Ici, il me tente fort de placer mon refrain sur l’insuffisante correction de la presse française, qui nous régale quotidiennement de bourdes et de pataquès. On rêve de voir revenir les temps point si lointains où les journaux se lisaient de la première page à la dernière sans qu’on eût une seule fois occasion de sourciller.
En vérité, on a quelque mérite, de nos jours, à conserver le sens de l’orthographe. Devant tant de fautes harcelantes, obsédantes, insistantes, triomphantes, ont est un peu comme saint Antoine qu’assiège la procession de ses tentations. À force de lire « moules marinières » avec un s à « marinière », ne risque-t-on pas d’oublier qu’il s’agit de moules « à la marinière », « à la mode marinière », et que la marque du pluriel à « marinière » est pour cette raison déplacée ? Pire, le restaurateur qui se garde de la faute, qui laisse donc « marinière » au singulier, s’expose à ce que des clients, faux savants et vrais insolents, l’invitent à accorder « marinière » avec « moules », à mettre l’s qu’il s’est très justement abstenu d’écrire ! Ce n’est plus, ici, la vertu qui est tentée. C’est la vertu qui est tancée !
Je parle de saint Antoine et de sa tentation, mais il y a bien quelque chose de diabolique dans ces vicissitudes de l’orthographe, comme une malice grimaçante et sulfureuse qui appellerait le pinceau d’un Jérôme Bosch. On voit constamment piétinée l’obligation d’accord du participe passé. On lit constamment des choses comme « Ceux qui nous ont
précédé » sans s à « précédé ». Mais, par une inconséquence bien singulière, l’accord que l’on ignore quand il faudrait le faire, on le fera, en revanche, quand il n’y a pas lieu, et les mêmes qui omettent tous les accords obligatoires se hâteront d’appliquer la règle... là où elle ne s’applique pas. On lit ainsi, très fréquemment, des choses comme « Les années se sont succédées », avec es à « succédées », alors que l’on est dans un cas de complément d’objet indirect (« Les années ne « succèdent » pas « les années », mais « succèdent aux années »), là où l’accord en genre et en nombre est proscrit. Proscrit, et non prescrit.
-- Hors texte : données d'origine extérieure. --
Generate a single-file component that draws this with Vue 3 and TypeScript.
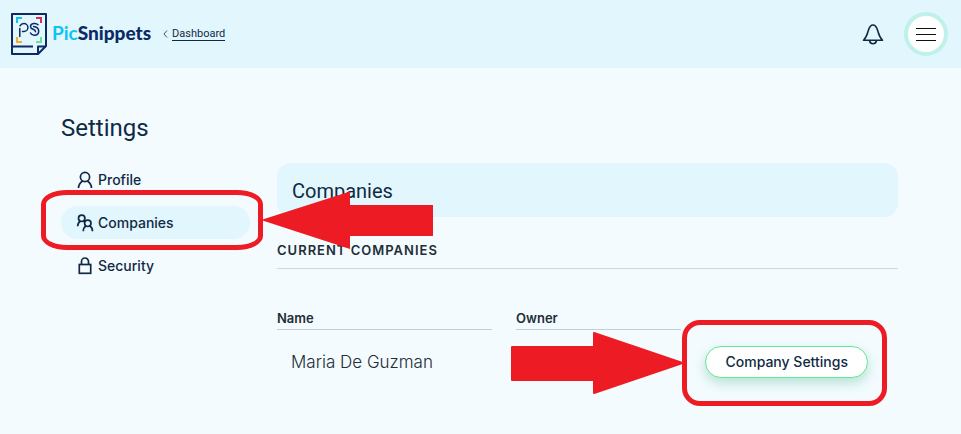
<script setup lang="ts">
import { ref } from 'vue'

interface NavItem {
  id: string
  label: string
}

const navItems: NavItem[] = [
  { id: 'profile', label: 'Profile' },
  { id: 'companies', label: 'Companies' },
  { id: 'security', label: 'Security' },
]

const active = ref<string>('companies')
const companies = ref<{ name: string; owner: string }[]>([{ name: 'Maria De Guzman', owner: '' }])
</script>

<template>
  <div class="page">
    <header class="topbar">
      <a href="#" class="brand">
        <svg class="brand-mark" viewBox="0 0 36 42" fill="none" aria-hidden="true">
          <path d="M1 1h34v32l-8 8H1z" stroke="#0b2a66" stroke-width="2" stroke-linejoin="round" />
          <path d="M1 33.5h21M27 41v-7.500h8" stroke="#0b2a66" stroke-width="2" stroke-linejoin="round" />
          <path d="M6 10V5h5" stroke="#0cc5f5" stroke-width="2" />
          <path d="M25 5h5v5" stroke="#e02b55" stroke-width="2" />
          <path d="M6 24v5h5" stroke="#f2ad2e" stroke-width="2" />
          <path d="M30 24v5h-5" stroke="#67e395" stroke-width="2" />
          <path d="M8.800 23.500v-8M9 12.800c.8-1.500 2.300-2.300 3.900-2.300a4 4 0 0 1 0 8h-1.400" stroke="#0b2a66" stroke-width="1.500" stroke-linecap="round" />
          <path d="M27 11.800c-1.700-2-7.500-1.900-7.500 1.600 0 3.500 5 2.300 5 5.300M22.600 13.600c3 .3 5.100 2 5.100 4.700 0 4.800-6.700 5-8.200 1.700" stroke="#0b2a66" stroke-width="1.500" stroke-linecap="round" />
        </svg>
        <span class="brand-name"><span class="brand-pic">Pic</span>Snippets</span>
      </a>
      <a href="#" class="back">
        <svg viewBox="0 0 5 8" class="chevron" fill="none" aria-hidden="true">
          <path d="M4 .5L1 4l3 3.500" stroke="#45586c" />
        </svg>
        <span class="back-label">Dashboard</span>
      </a>
      <div class="actions">
        <button type="button" class="bell" aria-label="Notifications">
          <svg viewBox="0 0 22 22" fill="none" stroke="#102a43" stroke-width="1.600" stroke-linejoin="round" aria-hidden="true">
            <path d="M1.500 17.300c3.300-3 3.800-6.500 4.900-10C7.500 3.600 8.500 2 11 2s3.500 1.600 4.600 5.300c1.100 3.500 1.600 7 4.900 10z" />
            <path d="M7.500 17.500c.4 2 1.700 3.200 3.500 3.200s3.100-1.200 3.500-3.200" />
          </svg>
        </button>
        <button type="button" class="menu" aria-label="Menu">
          <span class="bar"></span>
          <span class="bar"></span>
          <span class="bar"></span>
        </button>
      </div>
    </header>

    <div class="content">
      <h1 class="title">Settings</h1>
      <div class="columns">
        <nav class="side" aria-label="Settings">
          <div v-for="item in navItems" :key="item.id" class="side-row">
            <a href="#" class="side-link" :class="{ active: item.id === active }" @click.prevent="active = item.id">
              <svg class="side-icon" viewBox="0 0 18 18" fill="none" stroke="#102a43" stroke-width="1.700" aria-hidden="true">
                <template v-if="item.id === 'profile'">
                  <circle cx="9" cy="6" r="4.600" />
                  <path d="M2.500 17c.2-3.500 1.700-5.500 4.100-7M15.500 17c-.2-3.500-1.700-5.500-4.100-7" />
                </template>
                <template v-else-if="item.id === 'companies'">
                  <circle cx="5.700" cy="4.300" r="3.200" />
                  <path d="M1.700 12.300c0-2.500 1-4.100 2.700-5.300M7.500 7l1.200 1.200" />
                  <circle cx="11.800" cy="9.300" r="3.200" />
                  <path d="M7.300 17.300c0-2.500 1-4.300 2.700-5.500M16.500 17.300c0-2.500-1-4.300-2.900-5.500" />
                </template>
                <template v-else>
                  <rect x="3.300" y="7.500" width="11.400" height="8.800" />
                  <path d="M5.500 7.500v-3a3.500 3.500 0 0 1 7 0v3" />
                </template>
              </svg>
              {{ item.label }}
            </a>
            <template v-if="item.id === 'companies'">
              <span class="frame frame-nav" aria-hidden="true"></span>
              <svg class="arrow arrow-nav" viewBox="0 0 172 58" aria-hidden="true">
                <path d="M0 29L89 0.500V14h83v31H89v13z" fill="#ed1c24" />
              </svg>
            </template>
          </div>
        </nav>

        <main class="main">
          <h2 class="panel-title">Companies</h2>
          <h3 class="section-title">Current Companies</h3>
          <table class="table">
            <thead>
              <tr>
                <th class="col-name" scope="col"><span class="head">Name</span></th>
                <th class="col-owner" scope="col"><span class="head">Owner</span></th>
                <td></td>
              </tr>
            </thead>
            <tbody>
              <tr v-for="company in companies" :key="company.name">
                <td class="name">{{ company.name }}</td>
                <td>{{ company.owner }}</td>
                <td>
                  <div class="action">
                    <button type="button" class="pill">Company Settings</button>
                    <span class="frame frame-button" aria-hidden="true"></span>
                    <svg class="arrow arrow-button" viewBox="0 0 171 64" aria-hidden="true">
                      <path d="M1 16h82V2l87 29.500v1L83 62V49H1z" fill="#ed1c24" stroke="#ed1c24" stroke-width="2" stroke-linejoin="round" />
                    </svg>
                  </div>
                </td>
              </tr>
            </tbody>
          </table>
        </main>
      </div>
    </div>
  </div>
</template>

<style>
body {
  margin: 0;
  background: #f3fbff;
}
</style>

<style scoped>
.page {
  min-height: 100vh;
  box-sizing: border-box;
  color: #102a43;
  font-family: Inter, "Liberation Sans", sans-serif;
  font-size: 14px;
  overflow: hidden;
}

a {
  color: inherit;
  text-decoration: none;
}

button {
  font: inherit;
  color: inherit;
  cursor: pointer;
}

.topbar {
  display: flex;
  align-items: center;
  height: 68px;
  padding: 0 13px 0 11px;
  background: #e2f6fe;
}

.brand {
  display: flex;
  align-items: center;
  gap: 5px;
}

.brand-mark {
  width: 36px;
  height: 42px;
}

.brand-name {
  padding-bottom: 2px;
  font-family: Lato, sans-serif;
  font-size: 19px;
  font-weight: 900;
  line-height: 28px;
  color: #0b2a66;
}

.brand-pic {
  color: #0cc5f5;
  font-weight: 700;
}

.back {
  display: flex;
  align-items: center;
  gap: 4px;
  margin-left: 12px;
  font-family: Roboto, sans-serif;
  font-size: 11px;
  line-height: 13px;
}

.chevron {
  width: 5px;
  height: 8px;
}

.back-label {
  border-bottom: 1px solid #102a43;
}

.actions {
  display: flex;
  align-items: center;
  gap: 20px;
  margin-left: auto;
}

.bell {
  display: flex;
  padding: 0;
  border: 0;
  background: none;
}

.bell svg {
  width: 22px;
  height: 22px;
}

.menu {
  display: flex;
  flex-direction: column;
  align-items: center;
  justify-content: center;
  gap: 5px;
  width: 44px;
  height: 44px;
  padding: 0;
  border: 4px solid #bff1e9;
  border-radius: 50%;
  background: #fff;
}

.bar {
  width: 20px;
  height: 1px;
  background: #111;
}

.content {
  padding: 42px 63px 40px 61px;
}

.title {
  margin: 0;
  font-family: Roboto, sans-serif;
  font-size: 24px;
  font-weight: 400;
  line-height: 36px;
}

.columns {
  display: flex;
  align-items: flex-start;
  gap: 27px;
  padding-top: 17px;
}

.side {
  display: flex;
  flex-direction: column;
  flex: 0 0 189px;
  gap: 10px;
}

.side-row {
  position: relative;
}

.side-link {
  display: flex;
  align-items: center;
  gap: 4px;
  height: 33px;
  padding: 0 15px;
  border-radius: 17px;
  font-weight: 500;
}

.side-link.active {
  background: #e2f6fe;
}

.side-icon {
  width: 18px;
  height: 18px;
}

.frame {
  position: absolute;
  box-sizing: border-box;
  border: 5px solid #ed1c24;
  pointer-events: none;
}

.frame-nav {
  inset: -16px -13px -11px -20px;
  border-radius: 26px / 14px;
}

.arrow {
  position: absolute;
  pointer-events: none;
}

.arrow-nav {
  z-index: 1;
  top: -15px;
  left: 200px;
  width: 172px;
  height: 58px;
}

.main {
  flex: 1;
  min-width: 0;
}

.panel-title {
  margin: 0;
  padding: 13px 15px 11px;
  border-radius: 14px;
  background: #e2f6fe;
  font-family: Roboto, sans-serif;
  font-size: 20px;
  font-weight: 400;
  line-height: 30px;
}

.section-title {
  margin: 0;
  padding: 25px 0 9px;
  border-bottom: 1px solid #cfd9dd;
  color: #222d35;
  font-size: 13px;
  font-weight: 600;
  letter-spacing: 1px;
  line-height: 17px;
  text-transform: uppercase;
}

.table {
  width: 100%;
  margin-top: 40px;
  border-collapse: collapse;
  table-layout: fixed;
  color: #222d35;
}

.table th,
.table td {
  padding: 0;
  text-align: left;
}

.col-name {
  width: 38.5%;
}

.col-owner {
  width: 30.5%;
}

.head {
  display: block;
  margin-right: 24px;
  padding-bottom: 1px;
  border-bottom: 1px solid #c3cfd4;
  font-size: 13px;
  font-weight: 600;
  line-height: 19px;
}

.table .name {
  padding: 16px 14px 0;
  font-size: 17px;
  font-weight: 300;
  line-height: 32px;
}

.action {
  position: relative;
  width: max-content;
  padding-top: 16px;
}

.pill {
  height: 32px;
  padding: 0 19px 2px;
  border: 1px solid #66e690;
  border-radius: 16px;
  background: #fff;
  box-shadow: 0 5px 12px rgba(70, 180, 130, 0.350);
  color: #102a43;
  font-size: 14px;
  font-weight: 500;
}

.frame-button {
  inset: -10px -19px -28px -23px;
  border-radius: 18px;
}

.arrow-button {
  top: 1px;
  right: 100%;
  width: 171px;
  height: 64px;
  margin-right: 23px;
}
</style>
Il y a du vice là-dedans. Il est certes amusant de tortiller la langue, de déformer les mots, d’inventer des graphies monstrueuses, de faire exprès des fautes (qui, en cela, n’en sont plus, ou plus exactement, ne sont plus des fautes d’orthographe mais des fautes contre l’orthographe). Qu’un groupe de rap, se dénomme « Sexion d’assaut », avec le son « ks » noté non par « ct » mais par « x », comme dans « sexe », j’y vois un jeu plaisant, une audace croustillante, je suis capable de goûter ce croche-patte à l’orthographe. La vie est trop triste, n’est-ce pas, pour que l’on s’interdise toute licence, et les familiarités prises avec le langage, de Rabelais à Raymond Queneau, ne sont pas les moins délectables. Mais cette médaille a son revers. Combien de fautes d’orthographe naissent et naîtront de cette graphie multipliée à l’infini par la publicité ! C’est là que l’on pourrait soutenir qu’une faute voulue devient une faute contre la langue, parce qu’elle concourt au colossal phénomène de perte de l’orthographe qu’il serait bien vain de vouloir nier par des discours lénifiants.
Je parlais tout à l’heure de Paul Morand et de « La nuit de Babylone ». Essayer, avec bonne humeur et sans condamnation, de lutter pour une langue correcte, c’est batailler contre la nuit, contre l’obscurité de la tour de Babel.